My oldest was eight-months when we flew for the first time with her. It started with her falling off the seat while we got our bags situated, banging her head on the metal strip that held the seat in front of us. It ended with a good flight. But that was only after and an ambulance ride and a CAT scan which showed no ill effects. Needless to say, it was less than ideal.

We added a second child to our family by the time we flew together again as a family. This time, it was an eight hour God-knows-how-many-minutes flight to Paris, France for a four-month expat assignment. No ambulances or emergency rooms this time. Only a few episodes of air-sickness for our then three-year-old and a nursing baby who refused to eat. Good times.

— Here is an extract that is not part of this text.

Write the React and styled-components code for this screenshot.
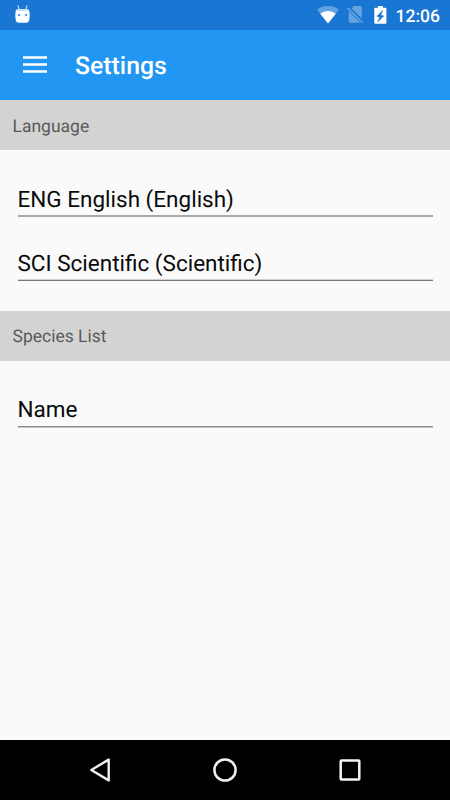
import React from "react";
import styled, { createGlobalStyle } from "styled-components";

const Colors = {
  statusBar: "#1976d2",
  primary: "#2196f3",
  divider: "#d3d3d3",
  background: "#fafafa",
  label: "#5a5a5a",
  text: "#0a0a0a",
  white: "#ffffff",
};

// soft / line: the two pixel rows of the underline below each field
const sections = [
  {
    title: "Language",
    fields: [
      { label: "ENG English (English)", soft: "#a8a8a8", line: "#a8a8a8" },
      { label: "SCI Scientific (Scientific)", soft: "#d0d0d0", line: "#777777" },
    ],
  },
  {
    title: "Species List",
    fields: [{ label: "Name", soft: "#8e8e8e", line: "#c4c4c4" }],
  },
];

export default function App() {
  return (
    <>
      <GlobalStyle />
      <Screen>
        <StatusBar>
          <DroidIcon />
          <StatusIcons>
            <WifiIcon />
            <NoSimIcon />
            <BatteryIcon />
            <Clock>12:06</Clock>
          </StatusIcons>
        </StatusBar>
        <AppBar>
          <MenuButton aria-label="Menu">
            <svg width="24" height="18" viewBox="0 0 24 18">
              <path
                d="M0 1.6h24M0 8.6h24M0 15.6h24"
                stroke="#fff"
                strokeWidth="2.5"
              />
            </svg>
          </MenuButton>
          <Title>Settings</Title>
        </AppBar>
        <Content>
          {sections.map(({ title, fields }) => (
            <Section key={title}>
              <SectionHeader>{title}</SectionHeader>
              <FieldList>
                {fields.map(({ label, soft, line }) => (
                  <Field key={label} $soft={soft} $line={line}>
                    {label}
                  </Field>
                ))}
              </FieldList>
            </Section>
          ))}
        </Content>
        <NavBar>
          <NavButton aria-label="Back">
            <svg width="30" height="30" viewBox="0 0 30 30">
              <path
                d="M23.7 4.6v20.8L6.3 15z"
                fill="none"
                stroke="#f0f0f0"
                strokeWidth="2.4"
                strokeLinejoin="round"
              />
            </svg>
          </NavButton>
          <NavButton aria-label="Home">
            <svg width="30" height="30" viewBox="0 0 30 30">
              <circle
                cx="15"
                cy="15"
                r="10.6"
                fill="none"
                stroke="#f0f0f0"
                strokeWidth="2.5"
              />
            </svg>
          </NavButton>
          <NavButton aria-label="Recent apps">
            <svg width="30" height="30" viewBox="0 0 30 30">
              <rect
                x="5.7"
                y="5.6"
                width="18.6"
                height="18.8"
                rx="0.7"
                fill="none"
                stroke="#f4f4f4"
                strokeWidth="2.5"
              />
            </svg>
          </NavButton>
        </NavBar>
      </Screen>
    </>
  );
}

function DroidIcon() {
  return (
    <svg width="16" height="20" viewBox="0 0 16 20">
      <path
        d="M3 0.8l1.2 3.6M12 0.8l-1.2 3.6"
        stroke="#d3e6f9"
        strokeWidth="1.1"
        strokeLinecap="round"
      />
      <path
        d="M3.2 4.1h8.6q2.4 0 2.7 2.6.5 4.2-.2 8-.4 3-3.3 3H4q-2.9 0-3.3-3-.7-3.8-.2-8Q.8 4.1 3.2 4.1z"
        fill="#fff"
      />
      <path d="M3 4.2h9q1 .3 1.5 1.6h-12Q2 4.5 3 4.2z" fill="#bcd8f4" />
      <path d="M3 9h2.2v2H3zM9.9 9h2.2v2H9.9z" fill="#5a9fe2" />
    </svg>
  );
}

function WifiIcon() {
  return (
    <svg width="22" height="18" viewBox="0 0 22 18">
      <path d="M0 3.6Q4.8 0 11 0t11 3.6L11 17.4z" fill="#fff" opacity="0.32" />
      <path d="M3.2 7.7Q6.7 5.1 11 5.1t7.8 2.6L11 17.4z" fill="#fff" />
    </svg>
  );
}

function NoSimIcon() {
  return (
    <svg width="17" height="18" viewBox="0 0 17 18">
      <g fill="#fff" opacity="0.33">
        <path d="M7 0h6.2q1.6 0 1.6 1.6v11L4.5 2.4z" />
        <path d="M1.7 5.2v10q0 1.6 1.6 1.6h9.8z" />
        <path d="M1.2 1.3L0 2.5 15 17.6l1.2-1.2z" />
      </g>
    </svg>
  );
}

function BatteryIcon() {
  return (
    <svg width="13" height="18" viewBox="0 0 13 18">
      <path
        d="M4 0h4.8v1.8h2.5q1.1 0 1.1 1.1v13.8q0 1.1-1.1 1.1H1.4q-1.1 0-1.1-1.1V2.9q0-1.1 1.1-1.1H4z"
        fill="#fff"
      />
      <path
        d="M8.9 4.2L2.8 10.2l2.9 1-2.1 4.8 6.2-6-3-1z"
        fill={Colors.statusBar}
        stroke={Colors.statusBar}
        strokeWidth="0.4"
      />
    </svg>
  );
}

const GlobalStyle = createGlobalStyle`
  body {
    margin: 0;
    font-family: Roboto, "Liberation Sans", sans-serif;
    text-rendering: geometricPrecision;
  }
`;

const Screen = styled.div`
  display: flex;
  flex-direction: column;
  width: 450px;
  height: 800px;
  background: ${Colors.background};
`;

const StatusBar = styled.header`
  display: flex;
  justify-content: space-between;
  align-items: center;
  box-sizing: border-box;
  height: 30px;
  padding: 0 10px 0 15px;
  background: ${Colors.statusBar};
`;

const StatusIcons = styled.div`
  display: flex;
  align-items: center;
  svg:nth-child(2) {
    margin-left: 8px;
  }
  svg:nth-child(3) {
    margin-left: 10px;
  }
`;

const Clock = styled.span`
  margin-left: 9px;
  padding-top: 4px;
  color: ${Colors.white};
  font-size: 17.5px;
  font-weight: 500;
  line-height: 26px;
`;

const AppBar = styled.div`
  display: flex;
  align-items: center;
  height: 70px;
  padding-left: 23px;
  background: ${Colors.primary};
`;

const MenuButton = styled.button`
  display: flex;
  padding: 0;
  border: 0;
  background: none;
`;

const Title = styled.h1`
  margin: 4px 0 0 28px;
  color: ${Colors.white};
  font-size: 24.8px;
  font-weight: 500;
  line-height: 30px;
`;

const Content = styled.main`
  flex: 1;
`;

const SectionHeader = styled.h2`
  box-sizing: border-box;
  height: 50px;
  margin: 0;
  padding: 2px 12.5px 0;
  background: ${Colors.divider};
  color: ${Colors.label};
  font-size: 17.5px;
  font-weight: 400;
  line-height: 50px;
`;

const FieldList = styled.div`
  display: flex;
  flex-direction: column;
  gap: 27px;
  padding: 30px 17.5px;
`;

const Field = styled.div`
  box-sizing: border-box;
  height: 37px;
  border-bottom: 1px solid ${({ $line }) => $line};
  box-shadow: inset 0 -1px ${({ $soft }) => $soft};
  color: ${Colors.text};
  font-size: 22.5px;
  line-height: 40px;
`;

const Section = styled.section`
  &:last-child ${SectionHeader} {
    padding-top: 1px;
  }
  &:last-child ${Field} {
    line-height: 38px;
  }
`;

const NavBar = styled.nav`
  display: flex;
  justify-content: center;
  align-items: center;
  gap: 95px;
  height: 60px;
  background: #000;
`;

const NavButton = styled(MenuButton)``;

I think that’s when I started disliking airplanes so much. Not really fear. I just really dislike the experience of it. The stress that comes with the journeying. So many variables I cannot control.

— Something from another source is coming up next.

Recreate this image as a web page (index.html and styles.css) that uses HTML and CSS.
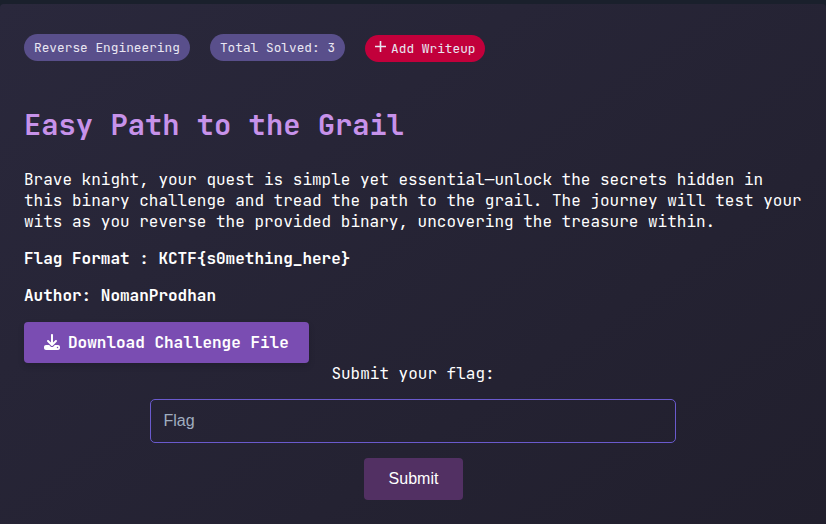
FILE: index.html
```html
<!DOCTYPE html>
<html lang="en">
<head>
<meta charset="utf-8">
<title>Easy Path to the Grail</title>
<link rel="stylesheet" href="styles.css">
</head>
<body>
<main class="challenge">
  <div class="tags">
    <span class="tag">Reverse Engineering</span>
    <span class="tag">Total Solved: 3</span>
    <a class="tag tag-add"><svg class="plus" viewBox="0 0 11 11"><path d="M5.500 0v11M0 5.500h11" stroke="currentColor" stroke-width="1.600" fill="none"/></svg>Add Writeup</a>
  </div>
  <h1>Easy Path to the Grail</h1>
  <p>Brave knight, your quest is simple yet essential—unlock the secrets hidden in this binary challenge and tread the path to the grail. The journey will test your wits as you reverse the provided binary, uncovering the treasure within.</p>
  <p class="strong">Flag Format : KCTF{s0mething_here}</p>
  <p class="strong">Author: NomanProdhan</p>
  <a class="download"><svg class="icon" viewBox="0 0 512 512"><path fill="currentColor" d="M288 32c0-17.700-14.300-32-32-32s-32 14.300-32 32v242.700l-73.400-73.400c-12.500-12.500-32.800-12.500-45.300 0s-12.500 32.800 0 45.300l128 128c12.500 12.500 32.800 12.500 45.300 0l128-128c12.500-12.500 12.500-32.800 0-45.300s-32.800-12.500-45.300 0L288 274.700V32zM64 352c-35.300 0-64 28.700-64 64v32c0 35.300 28.700 64 64 64h384c35.300 0 64-28.700 64-64v-32c0-35.300-28.700-64-64-64H346.500l-45.300 45.300c-25 25-65.500 25-90.500 0L165.500 352H64zm368 56a24 24 0 1 1 0 48 24 24 0 1 1 0-48z"/></svg>Download Challenge File</a>
  <form class="submission">
    <label for="flag">Submit your flag:</label>
    <input id="flag" type="text" placeholder="Flag">
    <button type="button">Submit</button>
  </form>
</main>
</body>
</html>
```
FILE: styles.css
```css
* { box-sizing: border-box; }
body {
  margin: 0;
  height: 524px;
  padding-top: 4px;
  overflow: hidden;
  background: #1a202c;
  color: #fff;
  font: 16px/21px "JetBrains Mono", "DejaVu Sans Mono", monospace;
}
.challenge {
  height: 520px;
  padding: 30px 24px 0;
  border-radius: 4px 4px 0 0;
  background: linear-gradient(145deg, #2a283c, #211f2d);
}
.tags { display: flex; gap: 20px; height: 28px; align-items: flex-start; }
.tag {
  display: flex;
  height: 27px;
  padding: 5px 10px;
  border-radius: 14px;
  background: #594f8b;
  color: #e9e6f2;
  font-size: 12.8px;
  line-height: 17px;
  white-space: nowrap;
}
.tag-add { margin-top: 1px; padding-right: 9.5px; background: #c2003b; }
.plus { width: 11px; height: 11px; margin: 1px 5px 0 0; }
h1 {
  margin: 44px 0 24px;
  color: #c792ea;
  font-size: 28.8px;
  font-weight: 600;
  line-height: 39px;
}
p { margin: 0 0 16px; }
.strong { font-weight: 700; }
.download {
  display: flex;
  align-items: center;
  width: 285px;
  height: 41px;
  padding: 0 20px;
  border-radius: 4px;
  background: #7a4db2;
  box-shadow: 0 3px 6px rgba(0, 0, 0, .15);
  font-weight: 700;
  white-space: nowrap;
}
.icon { width: 16px; height: 16px; margin: 0 8px 2px 0; flex: none; }
.submission { display: flex; flex-direction: column; align-items: center; }
.submission input {
  width: 526px;
  height: 44px;
  margin: 15px 0;
  padding: 0 12.5px;
  border: 1px solid #6a5acd;
  border-radius: 5px;
  background: transparent;
  color: #fff;
  font: 16px "Liberation Sans", sans-serif;
}
.submission input::placeholder { color: #a0aec0; }
.submission button {
  width: 99px;
  height: 42px;
  padding: 0 0 0 1px;
  border: 0;
  border-radius: 4px;
  background: #523063;
  color: #fff;
  font: 16px "Liberation Sans", sans-serif;
}
```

But the end completely justifies the means for me. Absoutely no doubt about it. And I would do it even more often if it meant seeing more new places. Or visiting more people I love.

I don’t want to dread the traveling, though. I want to enjoy it. After all, it will take us the better part of two days when it’s all said and done. One to get there. One to get back.

I want to unwrap it like the gift that it is. The I’ll-be-home-for-Christmas that requires the I-have-to-get-there-first. I want to soak it in for all it’s worth. A part of Christmas just like the songs and the gift-wrap and the Advent wreaths.

So here’s where I ask you, my dear friends, how can I do that? Any advice for our upcoming plane rides? How to help my kids enjoy it? How to enjoy it myself? If you would be so kind as to leave a comment or send me an email with your thoughts, I would be ever so grateful.

And I promise to do my best to enjoy the gift of the journey. Then I’ll tell you all about it. After I get home.

4 Thoughts on “How To Travel Well With Children?

  1. Gibs is the only one who remembers flying- the other two only flew as babies, so I don’t have much advice on that. However, we have successfully managed 18 hour car trips with all 3, so… One of the best things that we have done is having little gifts that the kids can open on the trip- we wrap them and everything! Every couple of hours, they can look forward to opening a new gift. A new book, a coloring book, a movie. It has worked brilliantly. You could simply print out crossword puzzles or mazes that the girls could work on.
    Safe travels and sooooo happy for you! Wish we were travelling to Ohio this year!

  2. Kathy Strickland on December 18, 2012 at 3:50 pm said:

    Airline/airport food is so ridiculously expensive. Let them help you choose some snacks for the plane (and layovers). Pack favorite German treats for the trip home, knowing it will be the last time for a couple weeks. Then for the return trip, some favorite American snacks, sort of a “last hoorah”. (This was my second choice for advice…Becky took my first one! LOL!)
    Above all, see things through their eyes. Chances are, they love the running to the gate and the little plastic cups of ice, too!
    I will be praying for a safe and enjoyable trip for all of you. Merry Christmas!

  3. Ask if the girls can tour the cockpit. Highly unlikely, but you never know.

  4. Christy on December 21, 2012 at 1:24 pm said:

    #Nyquilmargarita…haha 😉
    Crafts are my answer to everything! Can’t wait to see you.